Seufzend begann ich zu erzählen, was alles aufgetreten war.

„Erst stärkere Kopfschmerzen, dann fing meine Schulter wieder an weh zu tun, später kamen Wutausbrüche, Halluzinationen und Schmerzen am ganzen Körper dazu."

Mit jedem Punkt, den ich aufzählte, wurde Sherlocks Gesichtsausdruck besorgter.

Er lag hier blutend auf dem Boden und er machte sich Sorgen um MICH.

„Interessant. Na da hab ich wohl die perfekte Mischung gefunden. So. Und nun wollen wir doch das Ganze ein wenig spannender gestallten. Also, Sherlock, John, hopp hopp. Aufstehen.", Moriarty zeigte mit der Waffen abwechselnd auf Sherlock und mich.

Folgsam standen wir auf, wobei ich Sherlock mehr stützen musste, als dass er wirklich von alleine stand. Und DAS machte mir am meisten Angst.

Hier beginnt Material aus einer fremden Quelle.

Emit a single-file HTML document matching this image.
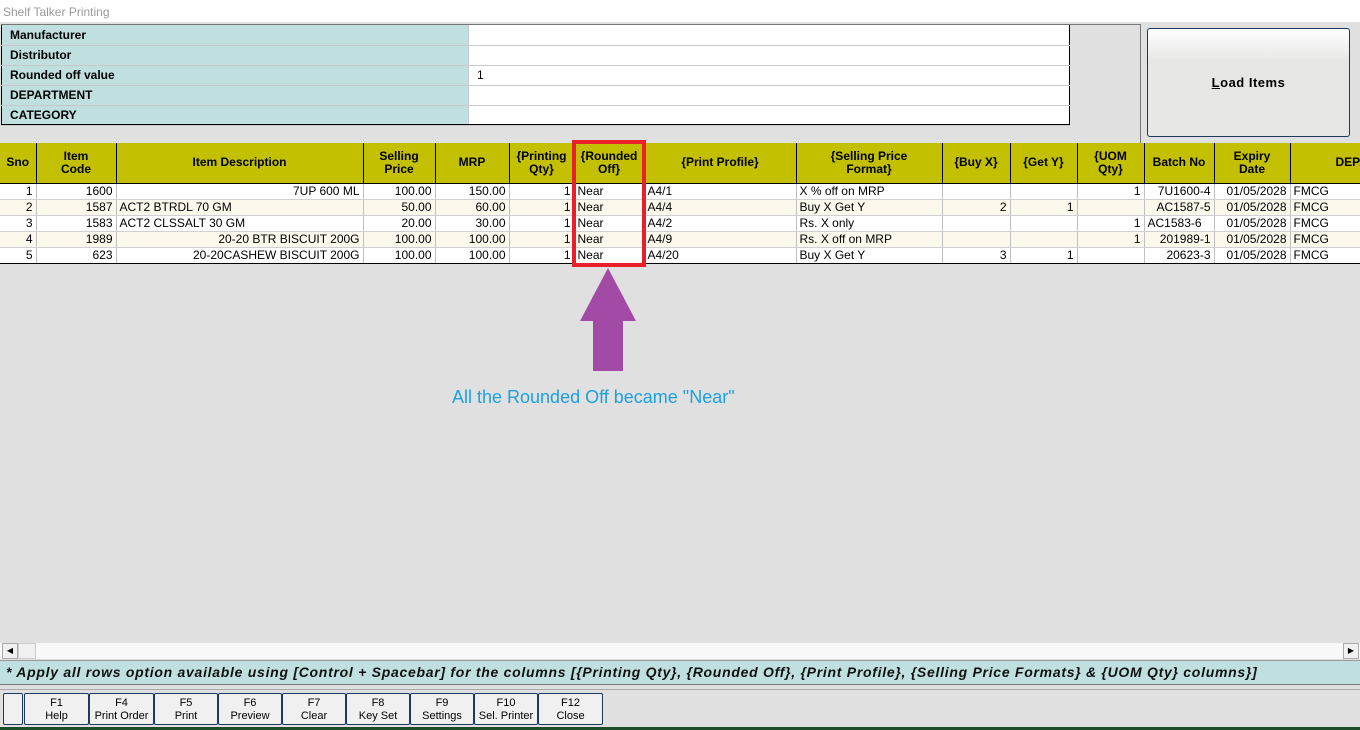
<!DOCTYPE html><html><head><style>
*{box-sizing:border-box;margin:0;padding:0}
body{width:1360px;height:730px;background:#e0e0e0;font-family:"Liberation Sans","DejaVu Sans",sans-serif;font-size:12px;position:relative;overflow:hidden;color:#000}
.a{position:absolute}
.top td{height:20px;border-bottom:1px solid #c8c8c8;padding-left:8px;font-size:12px}
.top td.l{background:#c0e0e0;font-weight:bold;width:467px;border-right:1px solid #c8c8c8}
.top td.v{background:#fff}
table{border-collapse:collapse}
.g th{background:#c2c000;font-weight:bold;font-size:12px;border-right:1px solid #000;height:40px;line-height:13px;text-align:center;border-bottom:1px solid #000}
.g td{height:16px;border-right:1px solid #c0c0c0;border-bottom:1px solid #d0d0d0;padding:0 3px;white-space:nowrap;font-size:12px}
.g tr:nth-child(odd) td{background:#fdf8ec}
.g tr:nth-child(even) td{background:#fff}
.r{text-align:right}
.btn{position:absolute;top:693px;height:32px;border:1px solid #1a3a60;background:#f0f0f0;border-radius:2px;text-align:center;font-size:11px;line-height:13px;padding-top:3px}
</style></head><body>
<div class="a" style="left:0;top:0;width:1360px;height:22px;background:#fff"></div>
<div class="a" style="left:3px;top:5px;color:#999;font-size:12px">Shelf Talker Printing</div>
<div class="a" style="left:1px;top:24px;width:1140px;height:119px;border-top:1px solid #777;border-right:1px solid #777"></div>
<table class="a top" style="left:1px;top:25px;width:1069px;border:1px solid #000;border-top:none">
<tr><td class="l">Manufacturer</td><td class="v"></td></tr>
<tr><td class="l">Distributor</td><td class="v"></td></tr>
<tr><td class="l">Rounded off value</td><td class="v">1</td></tr>
<tr><td class="l">DEPARTMENT</td><td class="v"></td></tr>
<tr><td class="l">CATEGORY</td><td class="v"></td></tr>
</table>
<div class="a" style="left:1px;top:124px;width:1069px;height:1px;background:#000"></div>
<div class="a" style="left:1147px;top:28px;width:203px;height:109px;border:1px solid #1a3a60;border-radius:3px;background:linear-gradient(#fff,#e6e6e5 30%,#e6e6e5);text-align:center;line-height:107px;font-weight:bold;font-size:13px;letter-spacing:0.5px"><u>L</u>oad Items</div>
<div class="a" style="left:0;top:143px;width:1360px;height:122px;overflow:hidden">
<table class="g" style="width:1400px;table-layout:fixed">
<colgroup><col style="width:36px"><col style="width:80px"><col style="width:247px"><col style="width:72px"><col style="width:74px"><col style="width:65px"><col style="width:70px"><col style="width:152px"><col style="width:146px"><col style="width:68px"><col style="width:67px"><col style="width:67px"><col style="width:70px"><col style="width:76px"><col style="width:110px"></colgroup>
<tr><th>Sno</th><th>Item<br>Code</th><th>Item Description</th><th>Selling<br>Price</th><th>MRP</th><th>{Printing<br>Qty}</th><th>{Rounded<br>Off}</th><th>{Print Profile}</th><th>{Selling Price<br>Format}</th><th>{Buy X}</th><th>{Get Y}</th><th>{UOM<br>Qty}</th><th>Batch No</th><th>Expiry<br>Date</th><th style="text-align:left;padding-left:45px">DEPARTMENT</th></tr>
<tr><td class="r">1</td><td class="r">1600</td><td class="r">7UP 600 ML</td><td class="r">100.00</td><td class="r">150.00</td><td class="r">1</td><td>Near</td><td>A4/1</td><td>X % off on MRP</td><td></td><td></td><td class="r">1</td><td class="r">7U1600-4</td><td class="r">01/05/2028</td><td>FMCG</td></tr>
<tr><td class="r">2</td><td class="r">1587</td><td>ACT2 BTRDL 70 GM</td><td class="r">50.00</td><td class="r">60.00</td><td class="r">1</td><td>Near</td><td>A4/4</td><td>Buy X Get Y</td><td class="r">2</td><td class="r">1</td><td></td><td class="r">AC1587-5</td><td class="r">01/05/2028</td><td>FMCG</td></tr>
<tr><td class="r">3</td><td class="r">1583</td><td>ACT2 CLSSALT 30 GM</td><td class="r">20.00</td><td class="r">30.00</td><td class="r">1</td><td>Near</td><td>A4/2</td><td>Rs. X only</td><td></td><td></td><td class="r">1</td><td>AC1583-6</td><td class="r">01/05/2028</td><td>FMCG</td></tr>
<tr><td class="r">4</td><td class="r">1989</td><td class="r">20-20 BTR BISCUIT 200G</td><td class="r">100.00</td><td class="r">100.00</td><td class="r">1</td><td>Near</td><td>A4/9</td><td>Rs. X off on MRP</td><td></td><td></td><td class="r">1</td><td class="r">201989-1</td><td class="r">01/05/2028</td><td>FMCG</td></tr>
<tr><td class="r">5</td><td class="r">623</td><td class="r">20-20CASHEW BISCUIT 200G</td><td class="r">100.00</td><td class="r">100.00</td><td class="r">1</td><td>Near</td><td>A4/20</td><td>Buy X Get Y</td><td class="r">3</td><td class="r">1</td><td></td><td class="r">20623-3</td><td class="r">01/05/2028</td><td>FMCG</td></tr>
</table></div>
<div class="a" style="left:0;top:263px;width:1360px;height:1px;background:#000"></div>
<div class="a" style="left:572px;top:140px;width:74px;height:127px;border:4px solid #e8202a"></div>
<svg class="a" style="left:578px;top:266px" width="60" height="108"><polygon points="30,2 2,55 15,55 15,105 45,105 45,55 58,55" fill="#a24aa6"/></svg>
<div class="a" style="left:452px;top:387px;color:#1ca0e0;font-size:18px">All the Rounded Off became "Near"</div>
<div class="a" style="left:0;top:643px;width:1360px;height:16px;background:#f8f8f8"></div>
<div class="a" style="left:2px;top:643px;width:16px;height:16px;background:#f0f0f0;border:1px solid #aaa;font-size:8px;text-align:center;line-height:14px">◀</div>
<div class="a" style="left:18px;top:643px;width:18px;height:16px;background:#f0f0f0;border:1px solid #ccc"></div>
<div class="a" style="left:1343px;top:643px;width:16px;height:16px;background:#f0f0f0;border:1px solid #aaa;font-size:8px;text-align:center;line-height:14px">▶</div>
<div class="a" style="left:0;top:660px;width:1360px;height:25px;background:#c0e0e0;border-bottom:1px solid #777;border-top:1px solid #999;font-weight:bold;font-style:italic;font-size:14px;line-height:22px;padding-left:6px;color:#111;letter-spacing:0.72px;white-space:nowrap">* Apply all rows option available using [Control + Spacebar] for the columns [{Printing Qty}, {Rounded Off}, {Print Profile}, {Selling Price Formats} &amp; {UOM Qty} columns}]</div>
<div class="a" style="left:0;top:689px;width:1360px;height:1px;background:#aaa"></div>
<div class="btn" style="left:3px;width:20px"></div>
<div class="btn" style="left:24px;width:65px">F1<br>Help</div>
<div class="btn" style="left:89px;width:65px">F4<br>Print Order</div>
<div class="btn" style="left:154px;width:64px">F5<br>Print</div>
<div class="btn" style="left:218px;width:64px">F6<br>Preview</div>
<div class="btn" style="left:282px;width:64px">F7<br>Clear</div>
<div class="btn" style="left:346px;width:64px">F8<br>Key Set</div>
<div class="btn" style="left:410px;width:64px">F9<br>Settings</div>
<div class="btn" style="left:474px;width:64px">F10<br>Sel. Printer</div>
<div class="btn" style="left:538px;width:65px">F12<br>Close</div>
<div class="a" style="left:0;top:727px;width:1360px;height:3px;background:#1e4d2b"></div>
</body></html>
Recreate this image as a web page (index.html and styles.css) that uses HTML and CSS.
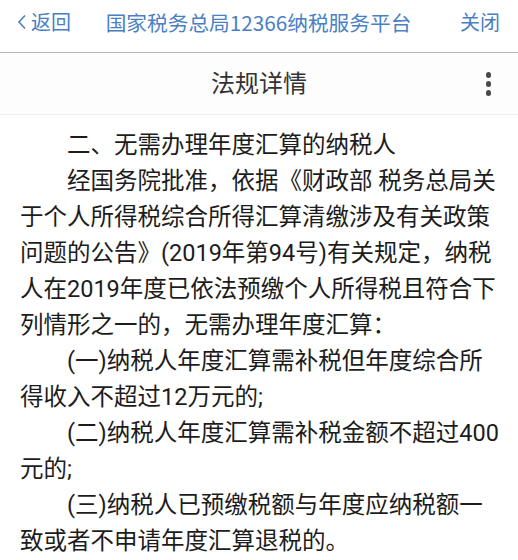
FILE: index.html
```html
<!DOCTYPE html>
<html lang="zh-CN">

<head>
    <meta charset="UTF-8">
    <meta name="viewport" content="width=device-width, initial-scale=1.0">
    <title>法规详情</title>
    <link rel="stylesheet" href="styles.css">
</head>

<body>
    <div class="topbar">
        <a class="top-link back">
            <svg class="chevron" viewBox="0 0 10 16" width="10" height="16">
                <path d="M8 1.5 L2 8 L8 14.5" fill="none" stroke="currentColor" stroke-width="1.6" />
            </svg>返回
        </a>
        <div class="top-title">国家税务总局12366纳税服务平台</div>
        <a class="top-link close">关闭</a>
    </div>

    <div class="header">
        <h2 class="header-title">法规详情</h2>
        <button class="more" aria-label="更多">
            <span class="dot"></span>
            <span class="dot"></span>
            <span class="dot"></span>
        </button>
    </div>

    <div class="article">
        <p>二、无需办理年度汇算的纳税人</p>
        <p>经国务院批准，依据《财政部 税务总局关于个人所得税综合所得汇算清缴涉及有关政策问题的公告》(2019年第94号)有关规定，纳税人在2019年度已依法预缴个人所得税且符合下列情形之一的，无需办理年度汇算：</p>
        <p>(一)纳税人年度汇算需补税但年度综合所得收入不超过12万元的;</p>
        <p>(二)纳税人年度汇算需补税金额不超过400元的;</p>
        <p>(三)纳税人已预缴税额与年度应纳税额一致或者不申请年度汇算退税的。</p>
    </div>
</body>

</html>
```

FILE: styles.css
```css
* {
    box-sizing: border-box;
}

:root {
    --color-link: #4a7fc4;
    --color-text: #1c1c1c;
    --color-title: #333;
}

body {
    margin: 0;
    background-color: #fff;
    font-family: Roboto, "Noto Sans CJK SC", sans-serif;
    color: var(--color-text);
}

.topbar {
    display: flex;
    align-items: center;
    justify-content: space-between;
    height: 53px;
    padding: 0 18px 9px 17px;
    border-bottom: 1px solid #b3b3b3;
    color: var(--color-link);
    font-size: 20px;
    background-color: #fff;
}

.top-link {
    display: flex;
    align-items: center;
    text-decoration: none;
}

.back {
    width: 70px;
}

.chevron {
    margin-right: 4px;
}

.close {
    width: 70px;
    justify-content: flex-end;
}

.top-title {
    font-size: 20.7px;
    font-family: "Noto Sans CJK SC", serif;
}

.header {
    position: relative;
    display: flex;
    align-items: center;
    justify-content: center;
    height: 62px;
    padding-bottom: 4px;
    background-color: #fdfdfd;
    border-bottom: 1px solid #efefef;
}

.header-title {
    margin: 0;
    font-size: 24px;
    font-weight: normal;
    color: var(--color-title);
}

.more {
    position: absolute;
    right: 27px;
    top: 19px;
    display: flex;
    flex-direction: column;
    gap: 3.5px;
    padding: 0;
    border: 0;
    background: none;
}

.dot {
    width: 5.5px;
    height: 5.5px;
    border-radius: 50%;
    background-color: #4a4a4a;
}

.article {
    padding: 12px 16px 0 20px;
    font-size: 23.5px;
    line-height: 36px;
}

.article p {
    margin: 0;
    text-indent: 2em;
}
```
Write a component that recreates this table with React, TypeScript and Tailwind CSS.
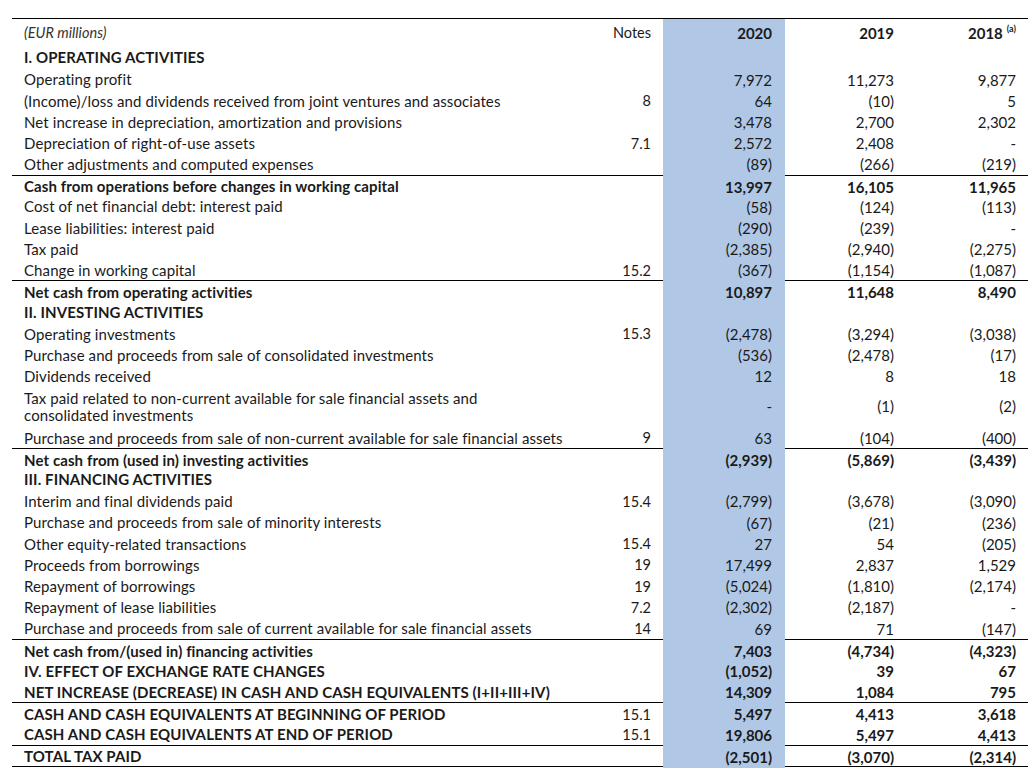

„Wir spielen jetzt so etwas ähnliches, wie Russisches Roulette. Ich mache gleich das Licht aus. Dann schieße ich wahllos in den Raum und schaue mal, wen ich treffe. Der, der am Ende übrig bleibt, darf gehen. Irgendjemand muss schließlich von meinen wundervollen Taten berichten Naja. Mal sehen. Vielleicht auch nicht. Ihr müsst verstehen, dass das ein Experiment ist. Es geht um Zufall. Du Sherlock müsstest das doch am besten verstehen.", grinsen schaute er uns an, „Dann wollen wir doch beginnen." Während Moriarty noch redete, musste ich zunehmend feststellen, dass meine Schmerzen aufhörten. Oh, oh. Ganz mieses Zeichen. Ich fing nun an zu schwanken, woraufhin Sherlock versuchte mich zu stützen.

Und während wir beide noch mit dem Gleichgewicht rangen und die Situation gar nicht richtig realisieren konnten, schoss Moriarty bereits die Glühbirne kaputt und der Raum wurde in komplette Dunkelheit gehüllt.